SOURCE - RESTRICTION

Location - Date

1. Wide pan of anti-nuclear protesters gathering

2. More of gathering

3. Couple carrying anti-nuke sign

4. Close up of sign reading (English) "What do you do in case of a nuclear accident"

5. More of sign reading (English) "No nukes"

6. Tilt up from banner reading (Japanese) "No nuclear" to the people holding it

7. Activists on podium

8. Audience listening

9. Banners with anti-nuclear slogans

10. Various of the rally, protesters chanting

11. A passerby taking photo

12. Wide of rally

STORYLINE:

Hundreds of people rallied in a Tokyo park on Saturday, demanding an end to atomic power, and vowing never to give up the fight, despite two years of little change after the nuclear disaster in Fukushima, northeastern Japan.

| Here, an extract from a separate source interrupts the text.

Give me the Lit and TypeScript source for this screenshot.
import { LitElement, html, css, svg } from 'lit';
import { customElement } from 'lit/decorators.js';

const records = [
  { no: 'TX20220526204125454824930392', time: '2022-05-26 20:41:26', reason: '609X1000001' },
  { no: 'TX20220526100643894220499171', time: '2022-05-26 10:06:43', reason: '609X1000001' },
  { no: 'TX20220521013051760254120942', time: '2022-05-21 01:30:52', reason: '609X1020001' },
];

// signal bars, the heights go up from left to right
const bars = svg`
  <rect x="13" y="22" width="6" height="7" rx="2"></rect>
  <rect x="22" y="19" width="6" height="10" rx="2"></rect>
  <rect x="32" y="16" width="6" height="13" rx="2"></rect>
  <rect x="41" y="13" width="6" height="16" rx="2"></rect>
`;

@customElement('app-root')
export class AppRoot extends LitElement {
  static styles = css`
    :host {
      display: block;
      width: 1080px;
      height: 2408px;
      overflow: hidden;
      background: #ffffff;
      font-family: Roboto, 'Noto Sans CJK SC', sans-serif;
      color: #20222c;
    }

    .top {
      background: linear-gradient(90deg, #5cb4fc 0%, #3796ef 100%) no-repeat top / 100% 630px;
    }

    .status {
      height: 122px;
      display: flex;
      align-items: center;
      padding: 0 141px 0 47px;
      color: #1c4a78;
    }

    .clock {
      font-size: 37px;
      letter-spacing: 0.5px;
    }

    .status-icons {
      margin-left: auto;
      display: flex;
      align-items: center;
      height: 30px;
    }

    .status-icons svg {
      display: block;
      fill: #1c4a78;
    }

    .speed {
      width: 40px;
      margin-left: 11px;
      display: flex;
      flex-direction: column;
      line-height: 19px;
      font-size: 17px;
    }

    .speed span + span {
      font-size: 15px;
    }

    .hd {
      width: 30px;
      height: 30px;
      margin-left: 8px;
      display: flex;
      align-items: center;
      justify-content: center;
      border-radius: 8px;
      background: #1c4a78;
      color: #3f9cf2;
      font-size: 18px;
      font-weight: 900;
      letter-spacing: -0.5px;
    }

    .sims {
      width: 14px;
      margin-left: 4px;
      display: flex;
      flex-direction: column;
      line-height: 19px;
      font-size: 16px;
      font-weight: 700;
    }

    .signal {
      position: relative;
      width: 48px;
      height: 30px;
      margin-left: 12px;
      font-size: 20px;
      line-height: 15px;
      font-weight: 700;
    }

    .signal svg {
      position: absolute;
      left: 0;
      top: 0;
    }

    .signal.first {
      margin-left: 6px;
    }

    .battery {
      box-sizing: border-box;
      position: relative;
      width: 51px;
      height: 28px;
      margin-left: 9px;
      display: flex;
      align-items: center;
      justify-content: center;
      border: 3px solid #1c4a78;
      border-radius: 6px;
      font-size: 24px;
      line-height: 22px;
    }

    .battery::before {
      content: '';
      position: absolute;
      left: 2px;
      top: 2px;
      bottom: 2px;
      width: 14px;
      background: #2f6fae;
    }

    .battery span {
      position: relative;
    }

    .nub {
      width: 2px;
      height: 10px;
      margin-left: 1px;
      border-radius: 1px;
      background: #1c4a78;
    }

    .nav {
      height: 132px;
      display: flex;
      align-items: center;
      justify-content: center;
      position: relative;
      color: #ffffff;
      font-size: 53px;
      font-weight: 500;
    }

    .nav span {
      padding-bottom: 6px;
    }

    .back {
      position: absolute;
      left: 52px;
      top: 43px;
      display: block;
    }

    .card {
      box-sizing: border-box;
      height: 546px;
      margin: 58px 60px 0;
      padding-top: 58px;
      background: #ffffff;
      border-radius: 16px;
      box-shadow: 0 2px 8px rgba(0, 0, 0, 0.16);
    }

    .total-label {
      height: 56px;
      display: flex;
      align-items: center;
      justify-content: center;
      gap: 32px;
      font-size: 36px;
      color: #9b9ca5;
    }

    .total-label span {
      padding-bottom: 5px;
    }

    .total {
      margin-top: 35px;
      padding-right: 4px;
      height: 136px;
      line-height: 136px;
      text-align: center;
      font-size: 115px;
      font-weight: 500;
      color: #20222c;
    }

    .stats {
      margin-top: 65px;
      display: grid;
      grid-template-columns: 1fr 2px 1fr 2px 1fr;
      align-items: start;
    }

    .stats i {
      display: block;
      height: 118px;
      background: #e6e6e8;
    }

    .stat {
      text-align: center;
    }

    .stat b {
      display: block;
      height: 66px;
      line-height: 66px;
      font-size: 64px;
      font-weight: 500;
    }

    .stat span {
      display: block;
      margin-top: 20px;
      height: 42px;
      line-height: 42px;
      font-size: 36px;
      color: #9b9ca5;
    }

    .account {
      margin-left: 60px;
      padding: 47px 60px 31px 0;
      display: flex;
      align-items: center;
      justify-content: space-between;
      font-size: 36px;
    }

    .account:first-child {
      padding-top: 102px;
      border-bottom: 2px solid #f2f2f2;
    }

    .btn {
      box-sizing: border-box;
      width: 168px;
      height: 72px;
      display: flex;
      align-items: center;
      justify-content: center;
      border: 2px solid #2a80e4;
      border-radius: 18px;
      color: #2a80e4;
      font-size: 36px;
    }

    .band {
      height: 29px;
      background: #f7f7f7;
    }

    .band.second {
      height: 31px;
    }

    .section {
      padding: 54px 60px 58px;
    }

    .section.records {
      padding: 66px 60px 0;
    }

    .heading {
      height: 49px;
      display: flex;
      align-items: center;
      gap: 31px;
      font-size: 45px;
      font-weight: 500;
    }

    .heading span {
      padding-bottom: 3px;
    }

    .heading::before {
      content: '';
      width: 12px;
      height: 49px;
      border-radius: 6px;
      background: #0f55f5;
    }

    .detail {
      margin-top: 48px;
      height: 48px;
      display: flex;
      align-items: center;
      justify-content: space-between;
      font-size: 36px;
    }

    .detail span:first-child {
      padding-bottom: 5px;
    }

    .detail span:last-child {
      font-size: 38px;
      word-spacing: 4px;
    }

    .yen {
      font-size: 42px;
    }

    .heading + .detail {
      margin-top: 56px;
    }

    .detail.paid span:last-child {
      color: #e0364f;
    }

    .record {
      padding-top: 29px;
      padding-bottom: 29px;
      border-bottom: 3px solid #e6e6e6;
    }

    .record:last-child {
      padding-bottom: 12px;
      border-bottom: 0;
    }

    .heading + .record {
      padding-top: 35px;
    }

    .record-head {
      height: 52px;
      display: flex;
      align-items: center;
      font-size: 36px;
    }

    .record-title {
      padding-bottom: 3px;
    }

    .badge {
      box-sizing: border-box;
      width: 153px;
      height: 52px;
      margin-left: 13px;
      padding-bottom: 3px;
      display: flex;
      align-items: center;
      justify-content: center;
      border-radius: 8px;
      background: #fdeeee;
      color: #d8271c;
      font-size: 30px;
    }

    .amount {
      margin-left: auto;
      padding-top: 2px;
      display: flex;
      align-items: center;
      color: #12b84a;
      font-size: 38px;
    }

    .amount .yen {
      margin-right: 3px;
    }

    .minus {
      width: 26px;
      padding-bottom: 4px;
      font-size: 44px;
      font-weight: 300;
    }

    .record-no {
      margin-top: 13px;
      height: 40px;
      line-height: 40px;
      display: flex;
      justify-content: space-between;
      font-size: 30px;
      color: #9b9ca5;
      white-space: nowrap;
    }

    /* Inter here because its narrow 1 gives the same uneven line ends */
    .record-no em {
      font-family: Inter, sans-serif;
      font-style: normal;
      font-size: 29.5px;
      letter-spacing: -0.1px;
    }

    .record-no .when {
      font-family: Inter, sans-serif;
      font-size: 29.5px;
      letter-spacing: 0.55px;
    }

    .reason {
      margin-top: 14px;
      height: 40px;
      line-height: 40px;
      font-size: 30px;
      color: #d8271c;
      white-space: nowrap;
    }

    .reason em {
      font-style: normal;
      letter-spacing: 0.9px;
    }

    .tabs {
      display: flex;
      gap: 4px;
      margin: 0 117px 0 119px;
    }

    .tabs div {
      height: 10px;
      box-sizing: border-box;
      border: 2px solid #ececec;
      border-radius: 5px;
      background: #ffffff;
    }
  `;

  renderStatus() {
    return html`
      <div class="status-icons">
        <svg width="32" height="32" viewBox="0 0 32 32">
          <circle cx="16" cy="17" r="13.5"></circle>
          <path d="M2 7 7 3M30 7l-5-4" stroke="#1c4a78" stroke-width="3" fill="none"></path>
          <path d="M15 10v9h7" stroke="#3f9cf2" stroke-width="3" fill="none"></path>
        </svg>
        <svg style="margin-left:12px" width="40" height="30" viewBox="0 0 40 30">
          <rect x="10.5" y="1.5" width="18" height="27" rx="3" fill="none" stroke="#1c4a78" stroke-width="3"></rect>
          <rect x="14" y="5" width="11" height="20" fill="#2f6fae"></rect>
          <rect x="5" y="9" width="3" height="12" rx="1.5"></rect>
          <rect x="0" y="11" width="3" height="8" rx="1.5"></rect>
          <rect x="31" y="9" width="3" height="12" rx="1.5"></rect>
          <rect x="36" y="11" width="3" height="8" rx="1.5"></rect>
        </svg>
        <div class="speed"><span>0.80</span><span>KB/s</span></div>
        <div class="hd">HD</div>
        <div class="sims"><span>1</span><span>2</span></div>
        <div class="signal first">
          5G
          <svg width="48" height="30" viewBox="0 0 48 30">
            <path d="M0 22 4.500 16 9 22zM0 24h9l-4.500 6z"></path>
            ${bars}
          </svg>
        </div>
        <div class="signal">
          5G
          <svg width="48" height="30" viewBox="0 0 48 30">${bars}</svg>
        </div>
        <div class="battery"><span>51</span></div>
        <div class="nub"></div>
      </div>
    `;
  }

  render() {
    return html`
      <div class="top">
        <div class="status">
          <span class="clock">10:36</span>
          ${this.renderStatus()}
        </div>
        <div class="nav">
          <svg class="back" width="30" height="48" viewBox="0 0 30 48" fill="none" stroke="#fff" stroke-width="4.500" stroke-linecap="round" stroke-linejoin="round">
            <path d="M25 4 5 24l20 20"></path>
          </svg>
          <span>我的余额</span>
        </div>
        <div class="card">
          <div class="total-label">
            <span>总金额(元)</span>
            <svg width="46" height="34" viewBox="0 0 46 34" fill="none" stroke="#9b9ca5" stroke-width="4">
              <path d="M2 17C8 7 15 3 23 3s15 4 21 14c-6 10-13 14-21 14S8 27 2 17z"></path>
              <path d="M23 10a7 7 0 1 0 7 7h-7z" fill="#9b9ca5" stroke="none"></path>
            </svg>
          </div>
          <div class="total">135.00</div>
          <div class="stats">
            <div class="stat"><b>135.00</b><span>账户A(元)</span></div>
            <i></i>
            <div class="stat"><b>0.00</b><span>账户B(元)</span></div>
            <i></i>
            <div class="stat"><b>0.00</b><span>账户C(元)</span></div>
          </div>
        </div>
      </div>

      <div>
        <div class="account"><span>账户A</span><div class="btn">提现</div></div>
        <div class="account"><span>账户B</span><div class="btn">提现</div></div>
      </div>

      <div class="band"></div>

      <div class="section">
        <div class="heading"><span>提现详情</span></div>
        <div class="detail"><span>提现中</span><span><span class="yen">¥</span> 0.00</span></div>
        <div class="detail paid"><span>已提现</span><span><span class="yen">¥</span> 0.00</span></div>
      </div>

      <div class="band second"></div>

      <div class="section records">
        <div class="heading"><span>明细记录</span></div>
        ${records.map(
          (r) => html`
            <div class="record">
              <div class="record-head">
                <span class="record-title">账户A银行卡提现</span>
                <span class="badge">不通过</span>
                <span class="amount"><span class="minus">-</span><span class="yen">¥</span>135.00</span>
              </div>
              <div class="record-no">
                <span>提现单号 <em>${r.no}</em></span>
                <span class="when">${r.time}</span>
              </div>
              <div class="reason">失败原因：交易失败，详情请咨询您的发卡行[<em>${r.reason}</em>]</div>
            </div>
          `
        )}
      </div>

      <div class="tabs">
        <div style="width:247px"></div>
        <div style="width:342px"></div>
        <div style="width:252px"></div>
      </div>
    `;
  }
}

Gathering on a weekend ahead of the second anniversary of the March 11 quake and tsunami that sent Fukushima Dai-ichi plant into multiple meltdowns, demonstrators said they would never forget the world's worst nuclear catastrophe, and expressed alarm over the government's eagerness to restart reactors.

Only two of this nation's 50 working reactors are back online, partly because of continuous protests like Saturday's, the first time such demonstrations have popped up in this nation since the 1960s movement against the Vietnam War.

People have thronged Tokyo parks on national holidays, and outside the Parliament building every Friday evening, drawing people previously unseen at political rallies, such as commuter "salarymen" and housewives.

Two years later, 160,000 people have left their homes around the plant, entire sections of nearby communities are still ghost-towns, and fears grow about cancer and other sicknesses the spewing radiation might bring.

But the new prime minister elected late last year, Shinzo Abe, hailing from a conservative party that fostered the pro-nuclear policies of modernising Japan, wants to restart the reactors, maybe even build new ones.

"The nuclear accident became the chance to unveil so many hidden issues many Japanese weren't aware of," said protester Kazuyuki Tokune on Saturday.

Another big Tokyo rally was planned for Sunday.

A concert on Saturday evening features Oscar and Grammy-winning musician Ryuichi Sakamoto, one of the most vocal opponents of nuclear power.

Commemorative services will be held throughout the nation on Monday.

The quake and tsunami killed nearly 19,000 people.